OnSide's 8-Step Safety Series

Graham Neate

Find out what you need to do to be compliant under the Health & Safety at Work Act 2015

Understanding what needs to be done to manage health and safety can seem complicated. Many people find it overwhelming and don’t know where to start. However, risk management is actually simple, practical and will add value to a business, not cost. It is all about protecting your people and your business.

OnSide has developed an 8-step series that lays out exactly what needs to be done to build a robust risk management system that focuses on critical risks and aligns with a recognised safety standard (AS/NZS 4801:2001). The series is free of jargon and complexity and focuses on simplicity and practicality in short manageable steps designed to be completed quickly.

Most business are already taking steps to manage risk in many different areas e.g. financial (budgets), climate (irrigation, supplementary feed), exchange rate (hedging), staff (employment agreements) and other unforeseen situations (insurance). Therefore, it is logical to have a system in place to manage risks that could kill or injure someone. If someone gets hurt on your property, it will cost you time, head space, and will always affect your bottom line.

What does the legislation require?

The Health and Safety at work Act 2015 states:

“Section 36 Primary duty of care

(1) A person conducting a business or an undertaking (PCBU) must ensure, so far as is reasonably practicable, the health and safety of—

(a) workers who work for the PCBU, while the workers are at work in the business or undertaking; and

(b) workers whose activities in carrying out work are influenced or directed by the PCBU, while the workers are carrying out the work.

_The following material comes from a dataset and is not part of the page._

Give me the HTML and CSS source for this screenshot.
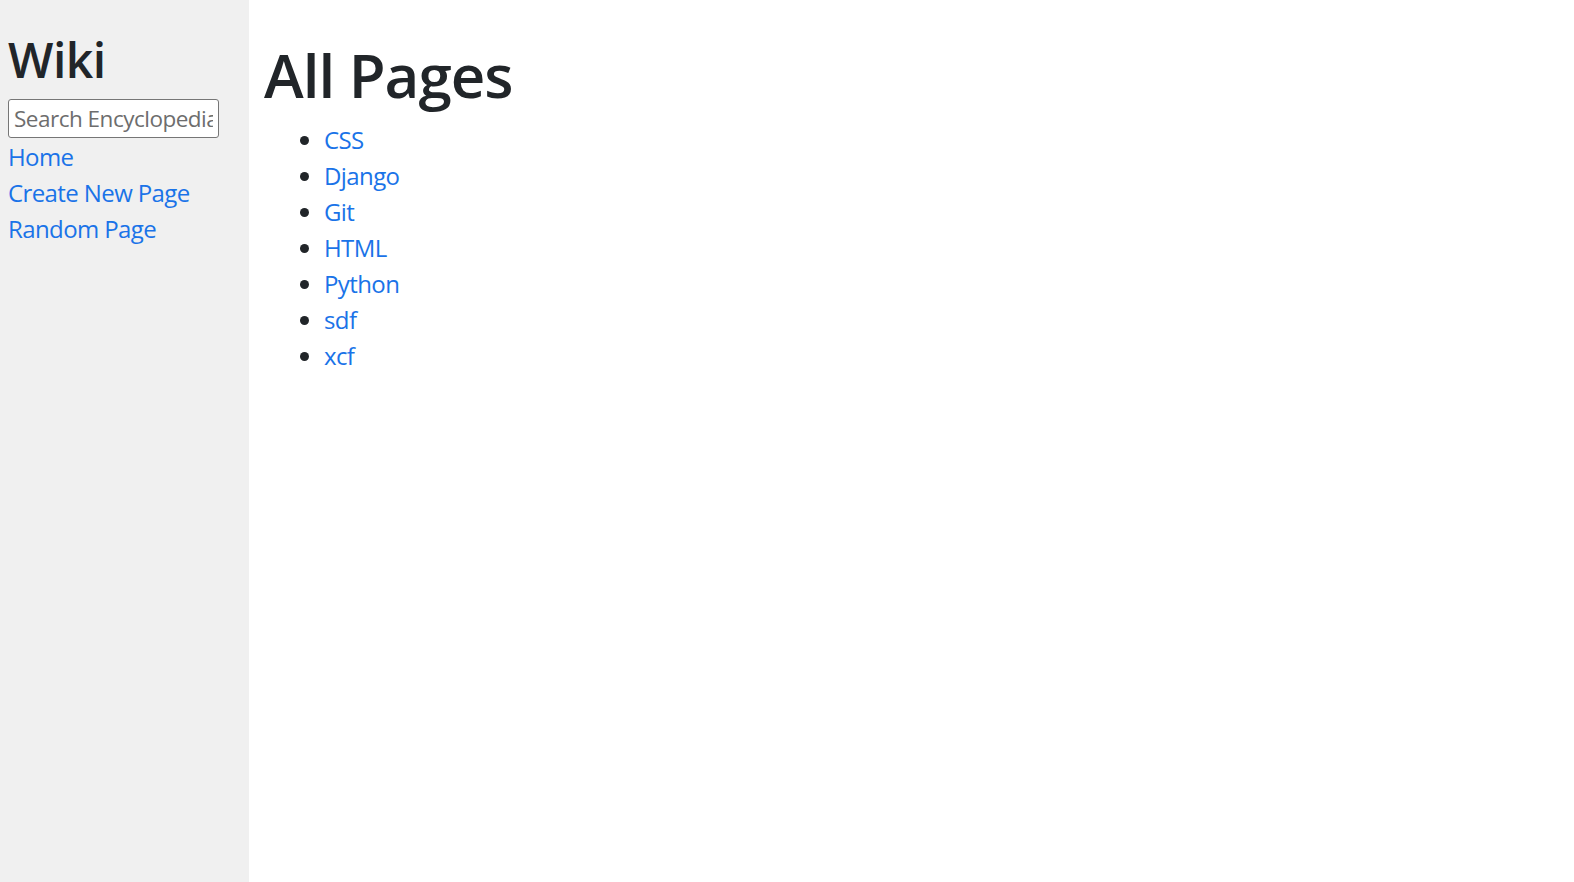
FILE: index.html
```html
<!DOCTYPE html>
<html lang="en">
<head>
<meta charset="utf-8">
<title>Encyclopedia</title>
<link rel="stylesheet" href="styles.css">
</head>
<body>
<div class="layout">
  <aside class="sidebar">
    <h2 class="brand">Wiki</h2>
    <form class="search-form">
      <input class="search" type="text" name="q" placeholder="Search Encyclopedia">
    </form>
    <div class="nav"><a href="#">Home</a></div>
    <div class="nav"><a href="#">Create New Page</a></div>
    <div class="nav"><a href="#">Random Page</a></div>
  </aside>
  <main class="main">
    <h1 class="title">All Pages</h1>
    <ul class="entries">
      <li><a href="#">CSS</a></li>
      <li><a href="#">Django</a></li>
      <li><a href="#">Git</a></li>
      <li><a href="#">HTML</a></li>
      <li><a href="#">Python</a></li>
      <li><a href="#">sdf</a></li>
      <li><a href="#">xcf</a></li>
    </ul>
  </main>
</div>
</body>
</html>
```

FILE: styles.css
```css
html, body {
  margin: 0;
  padding: 0;
  height: 100%;
}
body {
  background: #ffffff;
  color: #212529;
  font-family: "Open Sans", "Noto Sans", sans-serif;
  font-size: 24px;
  line-height: 36px;
}
a {
  color: #1a73e8;
  text-decoration: none;
  letter-spacing: -0.6px;
}
.layout {
  display: flex;
  min-height: 100%;
}
.sidebar {
  width: 249px;
  flex: 0 0 249px;
  background: #f0f0f0;
  padding: 31px 8px 0 8px;
  box-sizing: border-box;
  min-height: 882px;
}
.brand {
  margin: 0 0 10px 0;
  font-size: 48px;
  line-height: 57.6px;
  font-weight: 600;
  letter-spacing: -0.5px;
}
.search-form {
  margin: 0 0 1px 0;
}
.search {
  display: block;
  box-sizing: border-box;
  width: 211px;
  height: 39px;
  margin: 0;
  padding: 0 5px;
  border: 1px solid #767676;
  border-radius: 3px;
  background: #ffffff;
  font-family: inherit;
  font-size: 22.5px;
  letter-spacing: -0.5px;
  color: #212529;
}
.search::placeholder {
  color: #6d6d6d;
}
.main {
  flex: 1;
  padding: 39px 15px 0 15px;
}
.title {
  margin: 0 0 11px 0;
  font-size: 60px;
  line-height: 72px;
  font-weight: 600;
  letter-spacing: -1px;
}
.entries {
  margin: 0;
  padding-left: 60px;
}
```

(2) A PCBU must ensure, so far as is reasonably practicable, that the health and safety of other persons is not put at risk from work carried out as part of the conduct of the business or undertaking.” Part of this ‘primary duty of care’ is: “the provision and maintenance of safe systems of work”.

What does all this mean?

It means businesses need some type of system in place to ensure risks are managed and work can be done safely.

There are many systems out there. Most of these are paper based and can be hundreds of pages long. If people read and followed them they would be quite robust. The problem is, most people don’t read or follow them - there are just not enough hours in a day. Also, if something goes seriously wrong, it won’t matter how many pages your safety system has, it’s likely a prosecution will follow.  

The one sure way to avoid prosecution is to ensure no one gets seriously hurt in your business. The best way to do this is by properly managing your critical risks. These are risks that could kill or leave someone with a life changing injury.

The OnSide 8-step series will guide you through the 8 critical components of a safety system to ensure you meet your ‘primary duty of care’. These components include:

      1. Being committed to risk management
      2. Managing hazards and risks
      3. Managing incidents
      4. Managing visitors and contractors
      5. Getting ready for an emergency
      6. Knowing your responsibilities
      7. Training your team
      8. Setting a risk management plan

Each step includes a how-to-guide along with any other resources required. The how-to-guides are short, to the point and have a strong emphasis on how to use OnSides award winning software to make the process simple, effective and efficient. Each step takes 5 to 10 minutes to complete and by the end of the series you will have a system that is integrated with your operations and is easy to maintain.

Remember, whatever system you use, managing critical risks is the most important thing. Most properties have 7 or 8. If you can identify and control these, you will have taken a big step towards protecting your people and your business.